→ Problem requirements
Find every line of the listing below where "code" appears, and copy it.
-- start Records supplied --
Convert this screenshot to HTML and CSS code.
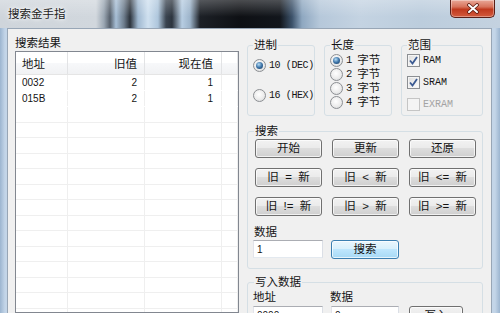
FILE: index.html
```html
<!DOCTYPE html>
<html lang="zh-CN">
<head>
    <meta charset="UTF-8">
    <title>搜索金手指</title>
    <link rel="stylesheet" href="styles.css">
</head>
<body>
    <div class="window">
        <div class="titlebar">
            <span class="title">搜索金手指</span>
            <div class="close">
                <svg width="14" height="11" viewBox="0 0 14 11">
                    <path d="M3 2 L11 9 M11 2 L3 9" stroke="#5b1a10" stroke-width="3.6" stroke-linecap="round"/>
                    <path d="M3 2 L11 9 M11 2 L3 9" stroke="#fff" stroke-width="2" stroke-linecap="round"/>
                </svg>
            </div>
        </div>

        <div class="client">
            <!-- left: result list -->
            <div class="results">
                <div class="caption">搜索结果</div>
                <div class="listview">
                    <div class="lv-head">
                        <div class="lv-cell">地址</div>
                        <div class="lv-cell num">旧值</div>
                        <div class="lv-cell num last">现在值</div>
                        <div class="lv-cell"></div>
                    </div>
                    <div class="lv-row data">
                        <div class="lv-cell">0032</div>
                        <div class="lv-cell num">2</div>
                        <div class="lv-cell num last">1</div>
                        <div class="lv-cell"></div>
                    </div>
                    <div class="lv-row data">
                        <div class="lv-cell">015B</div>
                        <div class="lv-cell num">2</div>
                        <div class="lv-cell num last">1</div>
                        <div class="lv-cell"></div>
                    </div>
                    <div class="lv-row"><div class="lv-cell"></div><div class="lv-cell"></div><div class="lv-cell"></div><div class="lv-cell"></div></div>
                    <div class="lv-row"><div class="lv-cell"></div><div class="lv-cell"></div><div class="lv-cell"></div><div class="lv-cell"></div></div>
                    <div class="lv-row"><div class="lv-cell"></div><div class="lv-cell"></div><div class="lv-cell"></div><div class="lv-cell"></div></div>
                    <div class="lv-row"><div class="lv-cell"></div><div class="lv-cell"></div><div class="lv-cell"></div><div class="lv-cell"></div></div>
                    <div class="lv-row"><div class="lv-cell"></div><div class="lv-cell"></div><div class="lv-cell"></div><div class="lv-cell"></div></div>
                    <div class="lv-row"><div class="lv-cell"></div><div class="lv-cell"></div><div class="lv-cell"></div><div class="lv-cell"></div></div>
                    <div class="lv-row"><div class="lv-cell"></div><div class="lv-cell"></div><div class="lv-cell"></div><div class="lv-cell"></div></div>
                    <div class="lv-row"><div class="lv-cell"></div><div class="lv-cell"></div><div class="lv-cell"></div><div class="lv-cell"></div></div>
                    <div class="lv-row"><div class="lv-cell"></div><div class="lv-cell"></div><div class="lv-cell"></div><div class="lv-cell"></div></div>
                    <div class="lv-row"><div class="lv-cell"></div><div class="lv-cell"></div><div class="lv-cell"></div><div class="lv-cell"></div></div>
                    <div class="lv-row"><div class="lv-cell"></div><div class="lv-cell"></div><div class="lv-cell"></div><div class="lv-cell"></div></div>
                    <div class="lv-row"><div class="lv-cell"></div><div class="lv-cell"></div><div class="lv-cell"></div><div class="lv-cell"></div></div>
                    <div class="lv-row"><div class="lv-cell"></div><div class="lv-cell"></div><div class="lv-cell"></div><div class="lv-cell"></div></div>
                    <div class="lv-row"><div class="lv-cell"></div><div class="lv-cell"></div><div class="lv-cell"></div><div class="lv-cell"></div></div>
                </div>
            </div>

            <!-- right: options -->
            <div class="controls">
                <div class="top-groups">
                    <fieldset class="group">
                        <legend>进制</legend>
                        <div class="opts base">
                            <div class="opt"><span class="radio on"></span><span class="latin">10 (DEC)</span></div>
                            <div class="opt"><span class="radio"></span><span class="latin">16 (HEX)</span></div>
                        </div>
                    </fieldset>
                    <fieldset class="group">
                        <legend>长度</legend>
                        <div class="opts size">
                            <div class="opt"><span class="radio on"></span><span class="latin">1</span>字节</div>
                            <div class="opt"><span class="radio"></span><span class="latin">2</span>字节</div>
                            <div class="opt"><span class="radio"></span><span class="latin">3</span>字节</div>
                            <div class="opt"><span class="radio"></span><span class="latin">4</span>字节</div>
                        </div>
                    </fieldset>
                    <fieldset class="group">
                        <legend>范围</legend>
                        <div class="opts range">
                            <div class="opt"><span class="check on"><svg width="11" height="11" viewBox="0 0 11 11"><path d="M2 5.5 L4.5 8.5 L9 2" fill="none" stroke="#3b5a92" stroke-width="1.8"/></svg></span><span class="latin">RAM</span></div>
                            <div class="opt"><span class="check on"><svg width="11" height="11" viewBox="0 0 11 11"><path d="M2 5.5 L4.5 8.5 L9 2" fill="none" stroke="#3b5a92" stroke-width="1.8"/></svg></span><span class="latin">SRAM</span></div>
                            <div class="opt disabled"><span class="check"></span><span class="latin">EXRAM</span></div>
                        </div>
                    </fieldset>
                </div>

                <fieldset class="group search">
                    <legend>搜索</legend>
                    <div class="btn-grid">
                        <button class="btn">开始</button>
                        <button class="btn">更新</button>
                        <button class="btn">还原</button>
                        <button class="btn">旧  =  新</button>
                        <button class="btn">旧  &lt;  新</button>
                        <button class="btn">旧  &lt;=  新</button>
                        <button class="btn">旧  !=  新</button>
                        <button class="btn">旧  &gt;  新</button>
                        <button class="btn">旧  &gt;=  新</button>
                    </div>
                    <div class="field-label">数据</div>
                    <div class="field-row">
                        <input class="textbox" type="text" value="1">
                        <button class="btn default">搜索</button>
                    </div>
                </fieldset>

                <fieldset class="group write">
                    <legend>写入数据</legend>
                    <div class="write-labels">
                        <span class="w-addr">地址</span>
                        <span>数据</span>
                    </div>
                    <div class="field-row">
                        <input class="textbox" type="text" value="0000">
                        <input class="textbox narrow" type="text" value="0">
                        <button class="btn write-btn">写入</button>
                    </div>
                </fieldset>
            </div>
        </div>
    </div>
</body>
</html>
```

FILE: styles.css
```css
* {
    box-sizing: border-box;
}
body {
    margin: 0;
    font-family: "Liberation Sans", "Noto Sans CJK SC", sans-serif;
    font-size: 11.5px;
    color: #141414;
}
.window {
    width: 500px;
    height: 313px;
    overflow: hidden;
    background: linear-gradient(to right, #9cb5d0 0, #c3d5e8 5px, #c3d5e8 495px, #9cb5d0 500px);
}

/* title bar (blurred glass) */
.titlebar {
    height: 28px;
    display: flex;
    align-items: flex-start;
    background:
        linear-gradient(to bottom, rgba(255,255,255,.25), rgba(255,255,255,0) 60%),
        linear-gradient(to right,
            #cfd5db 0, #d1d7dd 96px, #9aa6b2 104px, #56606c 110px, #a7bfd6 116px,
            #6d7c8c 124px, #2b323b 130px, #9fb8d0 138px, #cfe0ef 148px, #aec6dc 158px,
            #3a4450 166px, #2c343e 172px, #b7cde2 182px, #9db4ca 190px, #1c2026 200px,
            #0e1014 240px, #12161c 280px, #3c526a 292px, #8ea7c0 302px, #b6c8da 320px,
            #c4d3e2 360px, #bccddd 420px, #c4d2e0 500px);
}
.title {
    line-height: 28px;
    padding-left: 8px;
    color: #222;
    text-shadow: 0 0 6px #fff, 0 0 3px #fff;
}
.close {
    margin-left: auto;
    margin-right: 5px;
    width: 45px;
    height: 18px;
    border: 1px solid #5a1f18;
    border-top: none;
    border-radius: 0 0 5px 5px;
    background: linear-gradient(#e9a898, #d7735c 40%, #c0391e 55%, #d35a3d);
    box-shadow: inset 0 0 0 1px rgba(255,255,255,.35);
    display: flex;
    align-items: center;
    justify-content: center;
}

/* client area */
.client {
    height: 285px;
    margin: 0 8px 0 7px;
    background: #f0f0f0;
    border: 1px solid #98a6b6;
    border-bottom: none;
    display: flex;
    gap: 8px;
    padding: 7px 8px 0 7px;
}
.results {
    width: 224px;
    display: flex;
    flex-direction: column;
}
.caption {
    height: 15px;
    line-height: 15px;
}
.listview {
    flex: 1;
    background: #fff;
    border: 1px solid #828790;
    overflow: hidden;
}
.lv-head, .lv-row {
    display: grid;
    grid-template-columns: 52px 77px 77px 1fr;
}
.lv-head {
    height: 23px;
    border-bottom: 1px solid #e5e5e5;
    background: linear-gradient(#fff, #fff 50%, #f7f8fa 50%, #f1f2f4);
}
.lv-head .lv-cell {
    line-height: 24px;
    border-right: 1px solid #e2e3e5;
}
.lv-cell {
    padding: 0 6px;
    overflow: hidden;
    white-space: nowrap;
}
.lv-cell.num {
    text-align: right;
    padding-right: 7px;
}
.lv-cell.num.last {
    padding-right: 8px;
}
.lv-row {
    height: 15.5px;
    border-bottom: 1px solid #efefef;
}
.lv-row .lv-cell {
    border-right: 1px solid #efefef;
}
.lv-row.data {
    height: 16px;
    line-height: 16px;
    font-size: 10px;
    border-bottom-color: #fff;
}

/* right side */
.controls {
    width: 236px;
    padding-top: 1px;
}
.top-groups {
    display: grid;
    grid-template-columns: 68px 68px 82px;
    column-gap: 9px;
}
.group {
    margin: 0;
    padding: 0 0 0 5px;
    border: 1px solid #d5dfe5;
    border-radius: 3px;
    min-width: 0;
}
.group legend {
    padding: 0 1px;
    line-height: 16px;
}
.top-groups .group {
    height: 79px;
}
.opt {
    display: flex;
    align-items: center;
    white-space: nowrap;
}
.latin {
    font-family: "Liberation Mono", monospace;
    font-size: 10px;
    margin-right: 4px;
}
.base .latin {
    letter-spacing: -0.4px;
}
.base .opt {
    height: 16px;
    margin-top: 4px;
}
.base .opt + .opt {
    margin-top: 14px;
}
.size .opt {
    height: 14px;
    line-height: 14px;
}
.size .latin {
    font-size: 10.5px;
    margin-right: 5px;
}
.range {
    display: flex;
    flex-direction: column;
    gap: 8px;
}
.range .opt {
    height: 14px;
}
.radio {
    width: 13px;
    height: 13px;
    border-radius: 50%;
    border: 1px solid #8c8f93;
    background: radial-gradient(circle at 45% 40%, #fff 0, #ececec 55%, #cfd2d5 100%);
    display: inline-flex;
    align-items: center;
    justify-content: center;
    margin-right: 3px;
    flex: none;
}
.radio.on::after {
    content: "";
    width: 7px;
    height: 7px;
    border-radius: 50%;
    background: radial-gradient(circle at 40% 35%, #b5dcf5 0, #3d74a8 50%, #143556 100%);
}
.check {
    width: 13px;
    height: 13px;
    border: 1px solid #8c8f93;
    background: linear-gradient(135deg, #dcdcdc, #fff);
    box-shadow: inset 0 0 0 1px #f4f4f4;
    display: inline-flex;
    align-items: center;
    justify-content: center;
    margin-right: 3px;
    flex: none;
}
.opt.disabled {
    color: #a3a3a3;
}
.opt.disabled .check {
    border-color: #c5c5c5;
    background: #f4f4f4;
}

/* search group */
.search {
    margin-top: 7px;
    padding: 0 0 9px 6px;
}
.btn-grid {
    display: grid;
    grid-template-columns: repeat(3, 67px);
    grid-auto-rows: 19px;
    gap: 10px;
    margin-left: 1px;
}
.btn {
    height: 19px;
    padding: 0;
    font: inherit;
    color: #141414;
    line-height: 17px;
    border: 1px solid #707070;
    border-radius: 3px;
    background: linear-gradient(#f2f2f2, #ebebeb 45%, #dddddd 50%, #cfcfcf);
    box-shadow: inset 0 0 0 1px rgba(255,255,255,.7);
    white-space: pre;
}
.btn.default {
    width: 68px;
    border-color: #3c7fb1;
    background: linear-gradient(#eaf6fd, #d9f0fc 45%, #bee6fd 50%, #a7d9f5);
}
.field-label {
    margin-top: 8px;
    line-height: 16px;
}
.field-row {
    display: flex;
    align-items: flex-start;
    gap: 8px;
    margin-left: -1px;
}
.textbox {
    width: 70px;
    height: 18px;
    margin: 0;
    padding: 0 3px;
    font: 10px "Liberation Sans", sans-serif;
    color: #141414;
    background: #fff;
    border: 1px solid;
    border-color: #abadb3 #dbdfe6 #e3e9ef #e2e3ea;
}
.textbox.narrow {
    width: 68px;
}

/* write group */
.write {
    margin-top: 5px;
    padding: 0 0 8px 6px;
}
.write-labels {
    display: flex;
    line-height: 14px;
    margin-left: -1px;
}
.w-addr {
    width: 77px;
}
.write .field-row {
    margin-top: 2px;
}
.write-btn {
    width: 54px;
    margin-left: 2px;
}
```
-- end Records supplied --
-- start Records supplied --
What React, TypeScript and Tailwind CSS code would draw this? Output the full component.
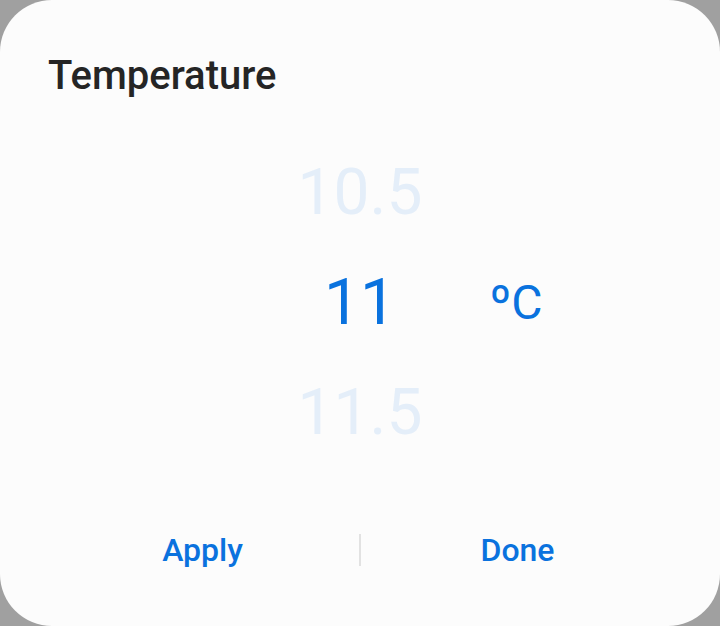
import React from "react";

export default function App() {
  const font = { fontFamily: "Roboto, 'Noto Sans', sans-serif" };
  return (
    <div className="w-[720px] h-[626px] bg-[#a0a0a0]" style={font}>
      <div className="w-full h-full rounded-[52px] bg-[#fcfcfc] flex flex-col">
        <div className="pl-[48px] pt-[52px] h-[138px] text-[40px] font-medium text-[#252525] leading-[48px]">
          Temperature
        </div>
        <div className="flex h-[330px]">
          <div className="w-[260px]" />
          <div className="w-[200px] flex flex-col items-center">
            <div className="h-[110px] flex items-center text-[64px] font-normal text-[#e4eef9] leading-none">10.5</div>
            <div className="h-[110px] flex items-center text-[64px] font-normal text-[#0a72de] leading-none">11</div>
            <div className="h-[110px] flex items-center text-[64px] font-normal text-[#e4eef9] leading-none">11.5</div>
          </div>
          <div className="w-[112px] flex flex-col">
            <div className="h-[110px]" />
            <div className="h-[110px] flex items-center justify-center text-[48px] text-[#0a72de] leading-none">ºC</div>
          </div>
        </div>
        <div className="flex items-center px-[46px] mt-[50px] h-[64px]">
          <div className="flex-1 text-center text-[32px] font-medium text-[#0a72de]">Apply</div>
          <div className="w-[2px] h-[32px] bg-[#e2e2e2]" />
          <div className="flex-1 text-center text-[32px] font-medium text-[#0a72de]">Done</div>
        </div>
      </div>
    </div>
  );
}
-- end Records supplied --
→ Correct response
Convert this screenshot to HTML and CSS code.
What React, TypeScript and Tailwind CSS code would draw this? Output the full component.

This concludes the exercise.